McLaren set to make mass redundancies

McLaren is to make around 1200 staff redundant across its automotive, technology and racing teams

McLaren is to make around 1200 staff redundant across its automotive, technology and racing teams as part of a major restructuring of the business.

The move has come in the wake of the coronavirus pandemic and the imminent arrival of a cost cap in Formula 1 from next year.

The Woking-based outfit has taken a financial hit from the pandemic, which has affected car sales hard and forced the F1 season to be suspended.

The team announced on Tuesday that it was to begin a consultation period with staff to finalise the steps that would be taken, but a statement said it expected there to be 1200 redundancies across the group.

It is understood that around 70 staff will be cut from the F1’s operation, but final details have not been sorted out yet.

Paul Walsh, executive chairman of the McLaren Group said: “We deeply regret the impact that this restructure will have on all our people, but especially those whose jobs may be affected.

“It is a course of action we have worked hard to avoid, having already undertaken dramatic cost-saving measures across all areas of the business.

“But we now have no other choice but to reduce the size of our workforce.

McLaren set for mass redundancies

“This is undoubtedly a challenging time for our company, and particularly our people, but we plan to emerge as an efficient, sustainable business with a clear course for returning to growth.”

Last week F1 teams backed plans for a $145 million budget cap to be introduced from the start of next year, with a glidepath for it to be reduced over the forthcoming seasons.

That move will force the bigger teams to cut back on staff, something McLaren is now pushing on with.

Walsh added: “McLaren Racing has been a proponent of the introduction in 2021 of the new Formula 1 budget cap which will create a sustainable financial basis for the teams and lead to a more competitive sport.

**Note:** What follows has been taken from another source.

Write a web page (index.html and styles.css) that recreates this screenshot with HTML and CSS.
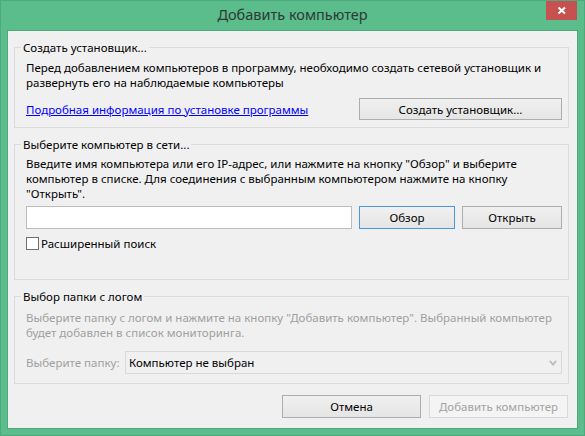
FILE: index.html
```html
<!DOCTYPE html>
<html lang="ru">
<head>
<meta charset="utf-8">
<title>Добавить компьютер</title>
<link rel="stylesheet" href="styles.css">
</head>
<body>
<div class="window">
  <div class="titlebar">
    <span class="title-spacer"></span>
    <div class="title">Добавить компьютер</div>
    <div class="close" aria-label="Закрыть">
      <svg width="31" height="19" viewBox="0 0 31 19"><path d="M12.5 6.5 L19 12.5 M19 6.5 L12.5 12.5" stroke="#fff" stroke-width="2" fill="none"/></svg>
    </div>
  </div>
  <div class="panel">
    <fieldset class="group group-installer">
      <legend>Создать установщик...</legend>
      <div class="group-body">
        <p class="desc">Перед добавлением компьютеров в программу, необходимо создать сетевой установщик и<br>развернуть его на наблюдаемые компьютеры</p>
        <div class="link-row">
          <a class="link" href="#">Подробная информация по установке программы</a>
          <button class="btn btn-installer" type="button">Создать установщик...</button>
        </div>
      </div>
    </fieldset>

    <fieldset class="group group-network">
      <legend>Выберите компьютер в сети...</legend>
      <div class="group-body">
        <p class="desc">Введите имя компьютера или его IP-адрес, или нажмите на кнопку "Обзор" и выберите<br>компьютер в списке. Для соединения с выбранным компьютером нажмите на кнопку<br>"Открыть".</p>
        <div class="input-row">
          <input class="text-input" type="text">
          <button class="btn btn-default" type="button">Обзор</button>
          <button class="btn" type="button">Открыть</button>
        </div>
        <label class="check"><span class="check-box"></span><span class="check-label">Расширенный поиск</span></label>
      </div>
    </fieldset>

    <fieldset class="group group-log">
      <legend>Выбор папки с логом</legend>
      <div class="group-body">
        <p class="desc muted">Выберите папку с логом и нажмите на кнопку "Добавить компьютер". Выбранный компьютер<br>будет добавлен в список мониторинга.</p>
        <div class="folder-row">
          <span class="muted folder-label">Выберите папку:</span>
          <div class="combo">
            <span class="combo-value">Компьютер не выбран</span>
            <svg class="combo-arrow" width="8" height="6" viewBox="0 0 8 6"><path d="M0.8 0.8 L4 4.6 L7.2 0.8" stroke="#bdbdbd" stroke-width="1.8" fill="none"/></svg>
          </div>
        </div>
      </div>
    </fieldset>

    <div class="actions">
      <button class="btn btn-action" type="button">Отмена</button>
      <button class="btn btn-action" type="button" disabled>Добавить компьютер</button>
    </div>
  </div>
</div>
</body>
</html>
```
FILE: styles.css
```css
* { box-sizing: border-box; }

html, body {
  margin: 0;
  padding: 0;
}

body {
  width: 585px;
  height: 436px;
  overflow: hidden;
  font-family: "Noto Sans", "Open Sans", sans-serif;
  font-size: 11.5px;
  color: #000;
  background: #5bbc8c;
}

.window {
  width: 585px;
  height: 436px;
  border: 1px solid #4ea97d;
  background: #5bbc8c;
  display: flex;
  flex-direction: column;
}

.titlebar {
  height: 30px;
  display: grid;
  grid-template-columns: 1fr auto 1fr;
  padding: 0 7px;
}

.title {
  padding-top: 3px;
  font-size: 14.5px;
  line-height: 20px;
  color: #2e3a33;
  white-space: nowrap;
}

.close {
  justify-self: end;
  width: 31px;
  height: 19px;
  background: #c75050;
  display: flex;
}

.panel {
  margin: 0 7px;
  height: 397px;
  background: #f0f0f0;
  box-shadow: 0 0 0 1px #4fa87c;
  padding: 9px 8px 0 6px;
  display: flex;
  flex-direction: column;
}

.group {
  margin: 0;
  padding: 0;
  min-width: 0;
  border: 1px solid #dcdcdc;
}

.group legend {
  margin-left: 6px;
  padding: 0 2px;
  line-height: 15px;
  white-space: nowrap;
}

.group + .group {
  margin-top: 9px;
}

.group-body {
  padding: 5px 6px 7px 11px;
}

.desc {
  margin: 0;
  line-height: 15px;
  white-space: nowrap;
}

.muted {
  color: #a0a0a0;
}

.link-row {
  margin-top: 8px;
  display: flex;
  justify-content: space-between;
  align-items: center;
}

.link {
  color: #0000ff;
  text-decoration: underline;
}

.btn {
  font-family: inherit;
  font-size: 11.5px;
  color: #000;
  height: 23px;
  padding: 0;
  border: 1px solid #adadad;
  border-radius: 0;
  background: linear-gradient(#f0f0f0, #e5e5e5);
  white-space: nowrap;
}

.btn-installer {
  width: 203px;
  height: 22px;
}

.btn-default {
  border-color: #4a98e4;
}

.btn:disabled {
  color: #a3a3a3;
  border-color: #d9d9d9;
  background: #f4f4f4;
}

.group-network .group-body {
  padding: 4px 6px 29px 11px;
}

.input-row {
  margin-top: 5px;
  display: grid;
  grid-template-columns: 1fr 96px 100px;
  gap: 7px;
}

.text-input {
  height: 23px;
  margin: 0;
  border: 1px solid #bcbcbc;
  background: #fff;
  font-family: inherit;
  font-size: 11.5px;
  padding: 0 3px;
  outline: none;
}

.check {
  margin-top: 8px;
  display: flex;
  align-items: center;
  height: 13px;
  line-height: 13px;
}

.check-box {
  width: 13px;
  height: 13px;
  border: 1px solid #707070;
  background: #fff;
  flex: none;
}

.check-label {
  margin-left: 2px;
  white-space: nowrap;
}

.group-log .group-body {
  padding: 6px 6px 9px 11px;
}

.folder-row {
  margin-top: 11px;
  display: grid;
  grid-template-columns: 99px 1fr;
  align-items: center;
}

.folder-label {
  white-space: nowrap;
}

.combo {
  height: 23px;
  border: 1px solid #d9d9d9;
  display: flex;
  align-items: center;
  justify-content: space-between;
  padding: 0 4px 0 3px;
}

.combo-value {
  white-space: nowrap;
}

.actions {
  margin-top: 11px;
  padding-right: 1px;
  display: flex;
  justify-content: flex-end;
  gap: 8px;
}

.btn-action {
  width: 139px;
}
```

“While this will have a significant impact on the shape and size of our F1 team, we will now begin to take the necessary measures to be ready to run at the cap from 2021 onwards, in order to challenge again for race wins and championships in the future.”

McLaren’s technology division has already shifted focus to high-growth revenue streams, while it is hoped the company’s road car sales will be boosted by deliveries of a new 765LT supercar in October and the Elva, an ultra-exclusive open-top speedster.